And that’s the real reason for summer camp. It’s for us, the parents, as much as for the kids.
I include myself in this group. It’s almost as if we love our children too deeply and too passionately to let them be who they are. As I said to the mom on the phone: “Is he doing all right in school?… Is he doing drugs?… Drinking? Being more than normally hostile for his age? Staying out all night?” Her answer was no to all questions.
So I told her to back off and let him be. But that is perhaps an unattainable goal. And that, precisely, is why kids in general and adolescents especially, need and love camp. Camp is the antidote to parental attempts to control our childrens’ lives. We think they love camp because of activities or friends, but we’re wrong. They love it because we’re not there.
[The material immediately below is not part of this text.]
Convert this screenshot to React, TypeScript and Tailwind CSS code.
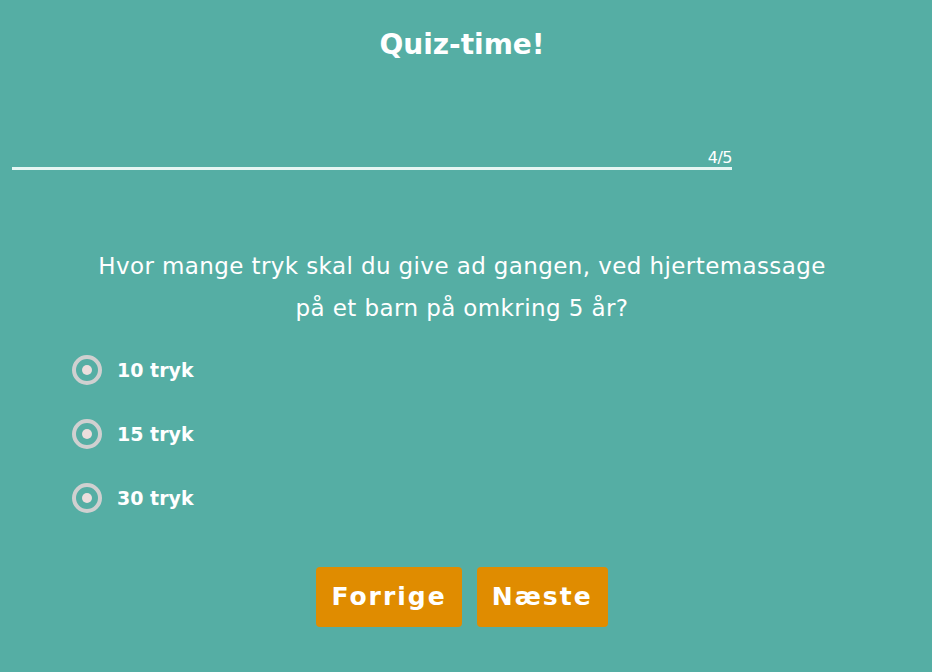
import { useState } from 'react';

const options = ['10 tryk', '15 tryk', '30 tryk'];

export default function App() {
  const [picked, setPicked] = useState<number | null>(null);

  return (
    <div
      className="min-h-screen w-full bg-[#55aea4] text-white pr-2"
      style={{ fontFamily: '"DejaVu Sans", "Open Sans", sans-serif' }}
    >
      <h1 className="pt-[25px] text-center text-[28px] font-bold leading-[40px]">Quiz-time!</h1>

      {/* progress */}
      <div className="ml-3 mt-[84px] w-[720px] flex flex-col items-end">
        <span className="text-[16px] leading-[18px] tracking-[-0.5px]">4/5</span>
        <div className="h-[3px] w-full bg-[#e6f6f3]" />
      </div>

      <p className="mt-[75px] text-center text-[23px] leading-[42px] tracking-[0.4px]">
        Hvor mange tryk skal du give ad gangen, ved hjertemassage
        <br />
        på et barn på omkring 5 år?
      </p>

      <div className="mt-[26px] ml-[72px] flex flex-col gap-[34px]">
        {options.map((o, i) => (
          <label key={o} className="flex items-center gap-[15px] cursor-pointer" onClick={() => setPicked(i)}>
            <span className="flex h-[30px] w-[30px] items-center justify-center rounded-full border-[4px] border-[#d0d0d0]">
              <span className={`h-[10px] w-[10px] rounded-full ${picked === i ? 'bg-white' : 'bg-[#ecdedd]'}`} />
            </span>
            <span className="text-[19px] font-bold">{o}</span>
          </label>
        ))}
      </div>

      <div className="mt-[54px] flex justify-center gap-[15px]">
        <button className="h-[60px] rounded-[4px] bg-[#e08c00] px-[15px] text-[25px] font-bold tracking-[2px]">
          Forrige
        </button>
        <button className="h-[60px] rounded-[4px] bg-[#e08c00] px-[15px] text-[25px] font-bold tracking-[2px]">
          Næste
        </button>
      </div>
    </div>
  );
}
And that is the great value of summer camp — more needed now than for any previous generation of children because we, their parents, are more control obsessed than they need us to be, and they need time off from our craziness. Why are we like that? For one, we belong to the first generation of professional parents. We have blogs, speech makers, parenting and school consultants and a section in the Kindle bookstore with 32,172 titles!
All these experts are telling us how to do it … perfectly. Which is, of course, impossible and makes us simultaneously well-informed and overcontrolling, thanks to the illusion of possible parenting perfection.
Our anxiety about the world is the second reason for being control freaks. Is the world a scarier place than the one we grew up in? Is there more abuse, more bullying? Are there more attacks on children? Nobody knows the answer to those questions but for sure we have more information on those perils because we’re parenting in the instant info age — which raises our anxiety level, which in turn raises our desire for control.
The problem of information is the third reason for our difficulty. We know too much, and our appetite for info about our kids is insatiable. This is not helpful. Our addiction to info about them does not make their lives better — or ours. It likely has the opposite effect on both us and them. Take the story of the bicycle.
My young adult daughter rides her bike everywhere, including in the winter. When she comes home for dinner, I experience anxiety about her riding her bike back downtown, and I make her call me when she arrives. She says I’m silly because the other six nights of the week I neither know her whereabouts nor require a phone call when she gets home. She’s right. In this case (and in too many others) my knowledge does not make her safer.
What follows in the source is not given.